More than twenty universities throughout the Holy Roman Empire had formal academic positions in cameral sciences during the second half of the 18th century. Professors such as Joseph von Sonnenfels at the University of Vienna played a particularly important role in consolidating cameral science as an academic discipline. Sonnenfels' textbooks and lectures on police and financial sciences became standard material for the education of Habsburg officials. His work aided in defining the fundamental elements of cameral training, particularly the importance of sensible taxes and regulation of commerce. His influence continued into the early 19th century, as his teachings on fiscal responsibility and public regulation remained embedded in the administrative reforms undertaken by the Austrian Empire during the reigns of Francis II and his successors.

Other European states adopted aspects of cameralist teaching in the 18th and early 19th centuries, including administrative legislation and methodical public finance management.

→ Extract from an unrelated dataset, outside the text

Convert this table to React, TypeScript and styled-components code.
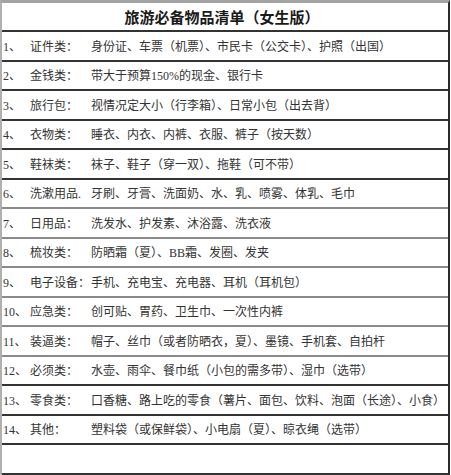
import { FC } from 'react';
import styled, { createGlobalStyle } from 'styled-components';

const GlobalStyle = createGlobalStyle`
  html, body {
    margin: 0;
    padding: 0;
    background: #fff;
  }
  body {
    font-family: "Liberation Serif", "Noto Sans CJK SC", serif;
    color: #222;
  }
`;

type Item = {
  no: string;
  label: string;
  content: string;
};

const items: Item[] = [
  { no: '1、', label: '证件类：', content: '身份证、车票（机票）、市民卡（公交卡）、护照（出国）' },
  { no: '2、', label: '金钱类：', content: '带大于预算150%的现金、银行卡' },
  { no: '3、', label: '旅行包：', content: '视情况定大小（行李箱）、日常小包（出去背）' },
  { no: '4、', label: '衣物类：', content: '睡衣、内衣、内裤、衣服、裤子（按天数）' },
  { no: '5、', label: '鞋袜类：', content: '袜子、鞋子（穿一双）、拖鞋（可不带）' },
  { no: '6、', label: '洗漱用品.', content: '牙刷、牙膏、洗面奶、水、乳、喷雾、体乳、毛巾' },
  { no: '7、', label: '日用品：', content: '洗发水、护发素、沐浴露、洗衣液' },
  { no: '8、', label: '梳妆类：', content: '防晒霜（夏）、BB霜、发圈、发夹' },
  { no: '9、', label: '电子设备：', content: '手机、充电宝、充电器、耳机（耳机包）' },
  { no: '10、', label: '应急类：', content: '创可贴、胃药、卫生巾、一次性内裤' },
  { no: '11、', label: '装逼类：', content: '帽子、丝巾（或者防晒衣，夏）、墨镜、手机套、自拍杆' },
  { no: '12、', label: '必须类：', content: '水壶、雨伞、餐巾纸（小包的需多带）、湿巾（选带）' },
  { no: '13、', label: '零食类：', content: '口香糖、路上吃的零食（薯片、面包、饮料、泡面（长途）、小食）' },
  { no: '14、', label: '其他：', content: '塑料袋（或保鲜袋）、小电扇（夏）、晾衣绳（选带）' },
];

const Sheet = styled.div`
  width: 450px;
  box-sizing: border-box;
  border-top: 3px solid #a3a3a3;
  border-left: 2px solid #b0b0b0;
  border-right: 2px solid #2a2a2a;
`;

const TitleRow = styled.div`
  height: 27px;
  display: flex;
  align-items: center;
  justify-content: center;
  border-bottom: 2px solid #333;
  font-family: "Liberation Serif", "Noto Sans CJK SC", serif;
  font-size: 15px;
  font-weight: 700;
  color: #1a1a1a;
  padding-right: 6px;
`;

const Row = styled.div<{ $light?: boolean }>`
  height: 29.5px;
  box-sizing: border-box;
  display: grid;
  grid-template-columns: 27px 61px 1fr;
  align-items: center;
  border-bottom: 2px solid ${(p) => (p.$light ? '#8a8a8a' : '#333')};
  font-size: 12px;
  white-space: nowrap;
  padding-left: 1px;
`;

const No = styled.span`
  color: #333;
`;

const Label = styled.span`
  color: #333;
`;

const Content = styled.span`
  color: #333;
  overflow: hidden;
`;

const lightRows = new Set([5, 6, 7, 8, 9, 10]);

const App: FC = () => {
  return (
    <>
      <GlobalStyle />
      <Sheet>
        <TitleRow>旅游必备物品清单（女生版）</TitleRow>
        {items.map((item, i) => (
          <Row key={item.no} $light={lightRows.has(i)}>
            <No>{item.no}</No>
            <Label>{item.label}</Label>
            <Content>{item.content}</Content>
          </Row>
        ))}
        <Row />
      </Sheet>
    </>
  );
};

export default App;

The focus on bureaucrats with university training contributed to the development of the modern civil service structures that were subsequently established in Austria and Prussia. Parts of Scandinavia also found resonance with Cameral concepts, especially Denmark, where administrative changes under absolutist rulers were modeled after German ones. Peter the Great, and subsequently Catherine II, implemented institutional reforms in Russia that included cameralist techniques to taxes, regulating the population, and economic control.

== Implementation in Absolutist States and Influence on Civil Service ==
The administrative systems of absolutist powers, most notably the Habsburg Monarchy and Brandenburg-Prussia in the 18th century, carefully applied the concepts of cameral science. Reforms intended to improve tax collection, control commerce, promote population increase, and oversee agriculture were greatly impacted by cameralist ideas in Austria. Officials with cameral science training from universities like the University of Vienna carried out these initiatives. After being hired as a professor in 1763, Joseph von Sonnenfels was crucial in converting academic teaching into administrative practice. His talks, which placed a strong emphasis on logical taxation, legal clarity, and bureaucratic discipline, influenced the Habsburg civil service to become more professional far into the 19th century.

Cameral science played a crucial part in Prussia's establishment of an efficient, centralized bureaucracy. Cameralist disciplines that the state included into civil service exams became mandatory for administrative positions. Institutions like the General Directory, which combined civil and military administration with fiscal control, were prime examples of cameralist rule under kings like Frederick William I and Frederick the Great. By integrating cameralist theory into bureaucratic procedures, long-lasting state governance frameworks were created that prioritized effectiveness, merit-based recruitment, and systematic data gathering.